We accept submissions on topics relevant to the field: advocacy, artistic issues, arts policy, community building, development, employment, engagement, touring, and other topics that deal with the business of dance. We cannot publish criticism, single-company season announcements, and single-company or single artist profiles. If you have a topic that you would like to see addressed, please contact
journal@danceusa.org

Tags: 2011 Annual Conference · Advocacy · Artistry · Arts Administration · Engagement

4 responses so far ↓

  • 1 Sarah Wilbur // Sep 8, 2012 at 1:19 PM

    Thank you for initiating this line of inquiry.

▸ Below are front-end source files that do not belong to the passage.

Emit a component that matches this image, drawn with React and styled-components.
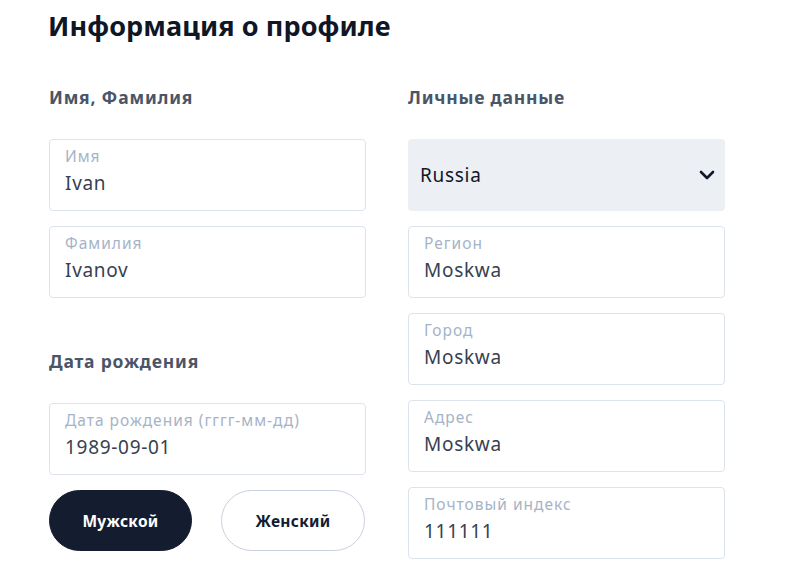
import React from "react";
import styled, { createGlobalStyle } from "styled-components";

const Global = createGlobalStyle`
  html, body { margin: 0; padding: 0; background: #fff; }
  body { font-family: "Noto Sans", "Open Sans", sans-serif; }
  * { box-sizing: border-box; }
`;

const Page = styled.div`
  padding: 8px 0 0 48px;
  width: 800px;
`;

const Title = styled.h1`
  margin: 0;
  font-size: 27px;
  line-height: 36px;
  font-weight: 700;
  color: #0f1626;
  letter-spacing: 0.1px;
`;

const Columns = styled.div`
  display: grid;
  grid-template-columns: 317px 317px;
  column-gap: 42px;
  margin-top: 41px;
  padding-left: 1px;
`;

const Column = styled.div`
  display: flex;
  flex-direction: column;
`;

const SectionTitle = styled.h2`
  margin: ${(p) => (p.$spaced ? "51px" : "0")} 0 30px;
  font-size: 17.5px;
  line-height: 24px;
  font-weight: 700;
  letter-spacing: 0.8px;
  color: #4a5568;
`;

const Fields = styled.div`
  display: flex;
  flex-direction: column;
  gap: 15px;
`;

const Field = styled.div`
  height: 72px;
  border: 1px solid #dde3ec;
  border-radius: 4px;
  padding: 6px 14px 0 15px;
  display: flex;
  flex-direction: column;
`;

const FieldLabel = styled.span`
  font-size: 15.5px;
  line-height: 20px;
  letter-spacing: 1px;
  color: #a6b3c6;
`;

const FieldValue = styled.span`
  margin-top: 5px;
  font-size: 19px;
  line-height: 24px;
  letter-spacing: 0.7px;
  color: #374151;
`;

const Select = styled.div`
  height: 72px;
  background: #eceff3;
  border-radius: 4px;
  padding: 0 10px 0 12px;
  display: flex;
  align-items: center;
  justify-content: space-between;
  font-size: 19px;
  letter-spacing: 0.7px;
  color: #111827;
`;

const Buttons = styled.div`
  display: grid;
  grid-template-columns: 143px 144px;
  column-gap: 29px;
  margin-top: 15px;
`;

const GenderButton = styled.button`
  height: 61px;
  border-radius: 31px;
  font-family: inherit;
  font-size: 15.5px;
  letter-spacing: 0.3px;
  font-weight: 700;
  cursor: pointer;
  background: ${(p) => (p.$active ? "#141d2f" : "#fff")};
  color: ${(p) => (p.$active ? "#fff" : "#141d2f")};
  border: 1px solid ${(p) => (p.$active ? "#141d2f" : "#c9d1dd")};
`;

const Input = ({ label, value }) => (
  <Field>
    <FieldLabel>{label}</FieldLabel>
    <FieldValue>{value}</FieldValue>
  </Field>
);

export default function App() {
  return (
    <>
      <Global />
      <Page>
        <Title>Информация о профиле</Title>
        <Columns>
          <Column>
            <SectionTitle>Имя, Фамилия</SectionTitle>
            <Fields>
              <Input label="Имя" value="Ivan" />
              <Input label="Фамилия" value="Ivanov" />
            </Fields>
            <SectionTitle $spaced>Дата рождения</SectionTitle>
            <Fields>
              <Input label="Дата рождения (гггг-мм-дд)" value="1989-09-01" />
            </Fields>
            <Buttons>
              <GenderButton $active>Мужской</GenderButton>
              <GenderButton>Женский</GenderButton>
            </Buttons>
          </Column>
          <Column>
            <SectionTitle>Личные данные</SectionTitle>
            <Fields>
              <Select>
                <span>Russia</span>
                <svg width="16" height="10" viewBox="0 0 16 10" fill="none">
                  <path d="M2 2l6 6 6-6" stroke="#111827" strokeWidth="2.6" strokeLinecap="round" strokeLinejoin="round" />
                </svg>
              </Select>
              <Input label="Регион" value="Moskwa" />
              <Input label="Город" value="Moskwa" />
              <Input label="Адрес" value="Moskwa" />
              <Input label="Почтовый индекс" value="111111" />
            </Fields>
          </Column>
        </Columns>
      </Page>
    </>
  );
}
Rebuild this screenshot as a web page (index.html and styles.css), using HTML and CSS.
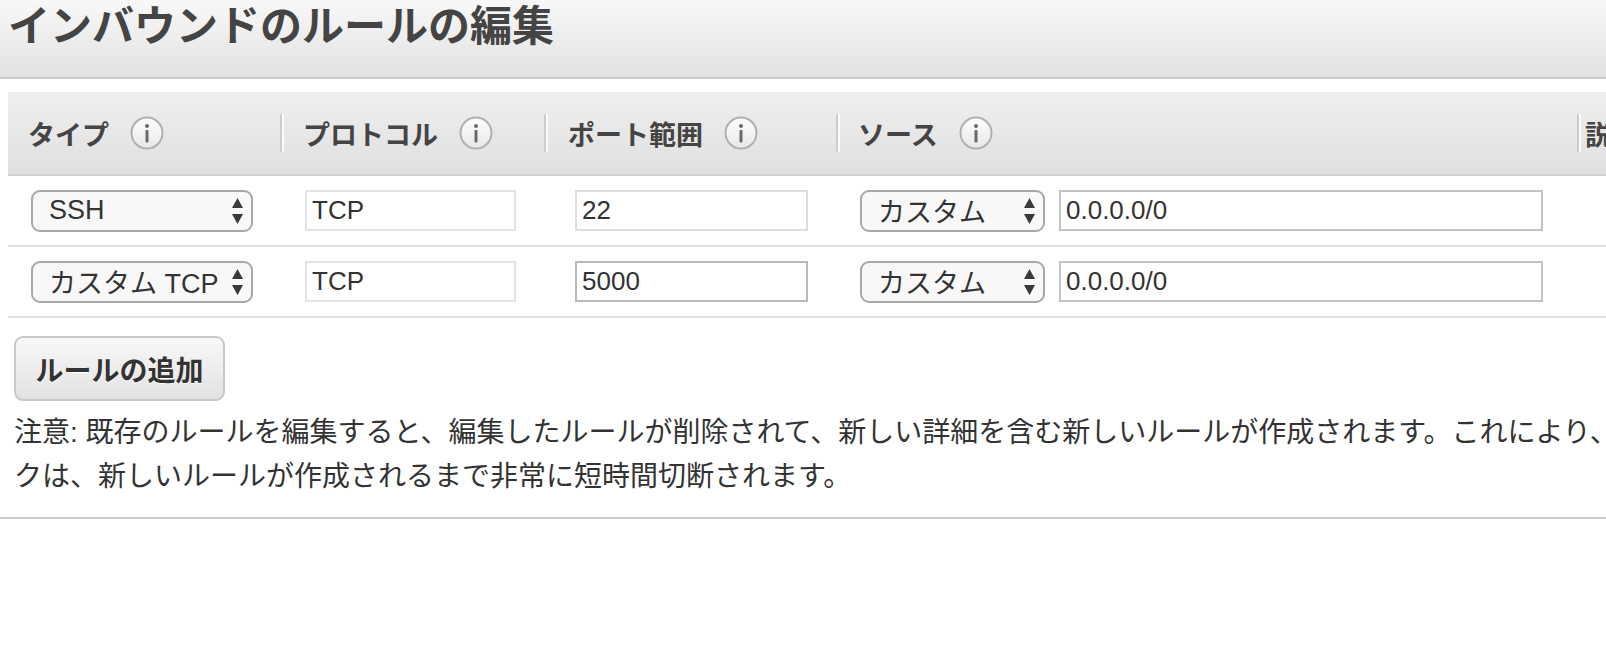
FILE: index.html
```html
<!DOCTYPE html>
<html lang="ja">
<head>
    <meta charset="utf-8">
    <title>インバウンドのルールの編集</title>
    <link rel="stylesheet" href="styles.css">
</head>
<body>
    <div class="page-title">
        <h1>インバウンドのルールの編集</h1>
    </div>

    <div class="rules">
        <div class="rules-head">
            <div class="th col-type">タイプ <span class="info-icon"><svg width="34" height="34" viewBox="0 0 34 34"><defs><linearGradient id="ig" x1="0" y1="0" x2="0" y2="1"><stop offset="0" stop-color="#fdfdfd"/><stop offset="1" stop-color="#e8e8e8"/></linearGradient></defs><circle cx="17" cy="17" r="15.5" fill="url(#ig)" stroke="#b0b0b0" stroke-width="2"/><circle cx="17" cy="10" r="2" fill="#6a6a6a"/><rect x="15.5" y="14" width="3" height="12.5" rx="1" fill="#6a6a6a"/></svg></span></div>
            <div class="th col-proto sep">プロトコル <span class="info-icon"><svg width="34" height="34" viewBox="0 0 34 34"><circle cx="17" cy="17" r="15.5" fill="url(#ig)" stroke="#b0b0b0" stroke-width="2"/><circle cx="17" cy="10" r="2" fill="#6a6a6a"/><rect x="15.5" y="14" width="3" height="12.5" rx="1" fill="#6a6a6a"/></svg></span></div>
            <div class="th col-port sep">ポート範囲 <span class="info-icon"><svg width="34" height="34" viewBox="0 0 34 34"><circle cx="17" cy="17" r="15.5" fill="url(#ig)" stroke="#b0b0b0" stroke-width="2"/><circle cx="17" cy="10" r="2" fill="#6a6a6a"/><rect x="15.5" y="14" width="3" height="12.5" rx="1" fill="#6a6a6a"/></svg></span></div>
            <div class="th col-src sep">ソース <span class="info-icon"><svg width="34" height="34" viewBox="0 0 34 34"><circle cx="17" cy="17" r="15.5" fill="url(#ig)" stroke="#b0b0b0" stroke-width="2"/><circle cx="17" cy="10" r="2" fill="#6a6a6a"/><rect x="15.5" y="14" width="3" height="12.5" rx="1" fill="#6a6a6a"/></svg></span></div>
            <div class="th col-desc sep">説明</div>
        </div>

        <div class="rule-row">
            <div class="col-type">
                <div class="fake-select type-select"><span>SSH</span><svg class="arrows" width="11" height="26" viewBox="0 0 11 26"><path d="M5.5 0 L11 10 L0 10 Z M0 16 L11 16 L5.5 26 Z" fill="#3a3a3a"/></svg></div>
            </div>
            <div class="col-proto"><input class="field field-proto" value="TCP" readonly></div>
            <div class="col-port"><input class="field field-port" value="22"></div>
            <div class="col-src">
                <div class="fake-select src-select"><span>カスタム</span><svg class="arrows" width="11" height="26" viewBox="0 0 11 26"><path d="M5.5 0 L11 10 L0 10 Z M0 16 L11 16 L5.5 26 Z" fill="#3a3a3a"/></svg></div>
                <input class="field field-cidr" value="0.0.0.0/0">
            </div>
            <div class="col-desc"></div>
        </div>

        <div class="rule-row">
            <div class="col-type">
                <div class="fake-select type-select"><span>カスタム TCP</span><svg class="arrows" width="11" height="26" viewBox="0 0 11 26"><path d="M5.5 0 L11 10 L0 10 Z M0 16 L11 16 L5.5 26 Z" fill="#3a3a3a"/></svg></div>
            </div>
            <div class="col-proto"><input class="field field-proto" value="TCP" readonly></div>
            <div class="col-port"><input class="field field-port dark" value="5000"></div>
            <div class="col-src">
                <div class="fake-select src-select"><span>カスタム</span><svg class="arrows" width="11" height="26" viewBox="0 0 11 26"><path d="M5.5 0 L11 10 L0 10 Z M0 16 L11 16 L5.5 26 Z" fill="#3a3a3a"/></svg></div>
                <input class="field field-cidr" value="0.0.0.0/0">
            </div>
            <div class="col-desc"></div>
        </div>
    </div>

    <div class="footer-area">
        <button class="add-rule">ルールの追加</button>
        <p class="note">
            <span class="note-line">注意: 既存のルールを編集すると、編集したルールが削除されて、新しい詳細を含む新しいルールが作成されます。これにより、そのルールに依存するトラフィッ</span>
            <span class="note-line">クは、新しいルールが作成されるまで非常に短時間切断されます。</span>
        </p>
    </div>
</body>
</html>
```

FILE: styles.css
```css
body {
    margin: 0;
    background-color: white;
    font-family: "Liberation Sans", "Noto Sans CJK JP", sans-serif;
    color: #444;
    overflow: hidden;
}

.page-title {
    height: 77px;
    background: linear-gradient(#f8f8f8, #e2e2e2);
    border-bottom: 2px solid #c9c9c9;
}

.page-title h1 {
    margin: 0;
    padding-left: 8px;
    font-family: "Noto Sans CJK JP", sans-serif;
    font-size: 42px;
    font-weight: bold;
    line-height: 46px;
    color: #444;
    white-space: nowrap;
}

.rules {
    margin: 13px 0 0 8px;
    width: 1800px;
}

.rules-head,
.rule-row {
    display: grid;
    grid-template-columns: 272px 264px 292px 741px 1fr;
    align-items: center;
}

.rules-head {
    height: 82px;
    background: linear-gradient(#efefef, #e0e0e0);
    border-bottom: 2px solid #d2d2d2;
}

.th {
    display: flex;
    align-items: center;
    height: 38px;
    font-family: "Noto Sans CJK JP", sans-serif;
    font-size: 27px;
    font-weight: bold;
    color: #444;
    white-space: nowrap;
}

.th.sep {
    border-left: 2px solid #cdcdcd;
    box-shadow: inset 2px 0 0 #fbfbfb;
}

.rules-head .col-type { padding-left: 20px; }
.rules-head .col-proto { padding-left: 21px; }
.rules-head .col-port { padding-left: 22px; }
.rules-head .col-src { padding-left: 20px; }
.rules-head .col-desc { padding-left: 6px; }

.info-icon {
    display: flex;
    margin-left: 21px;
}

.rule-row {
    height: 69px;
    border-bottom: 2px solid #e0e0e0;
}

.rule-row .col-type { padding-left: 23px; }
.rule-row .col-proto { padding-left: 25px; }
.rule-row .col-port { padding-left: 31px; }
.rule-row .col-src {
    padding-left: 24px;
    display: flex;
    align-items: center;
    gap: 14px;
}

.fake-select {
    box-sizing: border-box;
    height: 42px;
    display: flex;
    align-items: center;
    justify-content: space-between;
    padding: 0 8px 0 16px;
    border: 2px solid #a8a8a8;
    border-radius: 9px;
    background-color: #f8f8f8;
    font-size: 27px;
    color: #333;
    white-space: nowrap;
}

.type-select { width: 222px; }
.src-select { width: 185px; }

.field {
    box-sizing: border-box;
    height: 41px;
    padding: 0 0 0 5px;
    border: 2px solid #c4c4c4;
    background-color: white;
    font-family: "Liberation Sans", sans-serif;
    font-size: 26px;
    color: #333;
    outline: none;
}

.field-proto {
    width: 211px;
    border-color: #e4e4e4;
}

.field-port {
    width: 233px;
    border-color: #dedede;
}

.field-port.dark {
    border-color: #b9b9b9;
}

.field-cidr {
    width: 484px;
}

.footer-area {
    padding: 18px 0 18px 14px;
    border-bottom: 2px solid #cccccc;
}

.add-rule {
    box-sizing: border-box;
    width: 211px;
    height: 65px;
    border: 2px solid #c8c8c8;
    border-radius: 9px;
    background: linear-gradient(#f8f8f8, #e2e2e2);
    font-family: "Noto Sans CJK JP", sans-serif;
    font-size: 28px;
    font-weight: bold;
    color: #333;
    text-shadow: 0 1px 0 #fff;
    cursor: pointer;
}

.note {
    margin: 10px 0 0 0;
    font-family: "Liberation Sans", "Noto Sans CJK JP", sans-serif;
    font-size: 28px;
    line-height: 44px;
    color: #333;
}

.note-line {
    display: block;
    white-space: nowrap;
}
```
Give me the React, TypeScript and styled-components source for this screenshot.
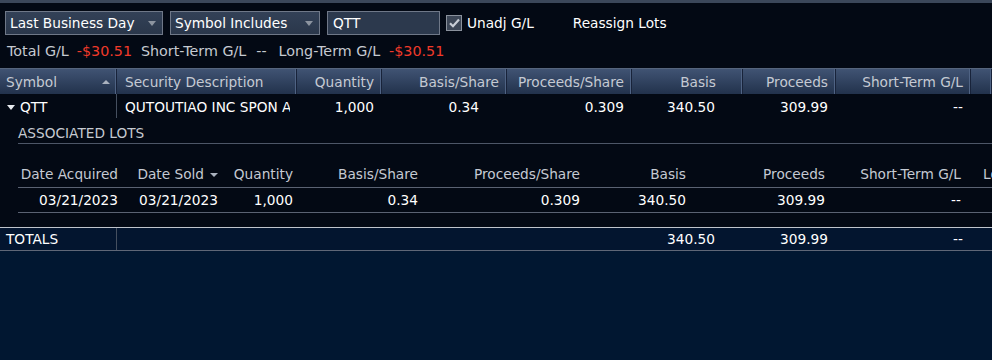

    As one who dances and researches cross-sector dance production, I'll avoid the futility of attempting "answers" to this important line of inquiry, by pointing, instead, to a few questions that arose as I read this call for discussion:

    1. Is what U.S. dance makers are doing to earn a living truly changing or is how we're looking at what we're doing changing?

    2. Haven't dance makers always gathered together a "dance-able" living from multiple sources and across cultural domains?

    3. How does the historical flexiblity of U.S. dance artists get mobilized differently of across the fields of art, education, health care in the 21st century?

    (and yes, the above questions suggest that this vocational flexibility has always been there...do you agree?)

    4. How does the reduction of dance production to the strictly aesthetic domain proliferate among BFA and MFA training institutions? And, does such proliferation contribute to this myth of labor "stability" or unity?

    5. How have artists themselves internalized the notion of unidirectional employment in dance, of a "full-time" wage earned by choreographing or performing, and how does this internalization play out in the work itself?

    Despite the gross under-resourcing of dance artists (and also because of it), could it be that dance makers have been historically comfortable with this discomfort or lack of "stability"?

    As a 15-year cross-sector U.S. dance-maker-turned-academic-hopeful (and by now I hope you'll read those hyphens as purposeful and political), I'll close my comment by reinforcing my urge to take up the flexible labor patterns of U.S. dance makers as both a strength and a danger to the field.

    None of these are original ideas.

    But thanks, again, for this space to air these questions and concerns,

    Sarah Wilbur
    Department of World Arts and Cultures/Dance
    UCLA
    s.wilbur@ucla.edu
  • 2 Kadidia Doumbia // Sep 13, 2012 at 3:32 PM

    What most dance makers do to make a living has not changed. What has changed is the fact that professionals are barely surviving now. What they're making does not allow them to have even a basic health insurance.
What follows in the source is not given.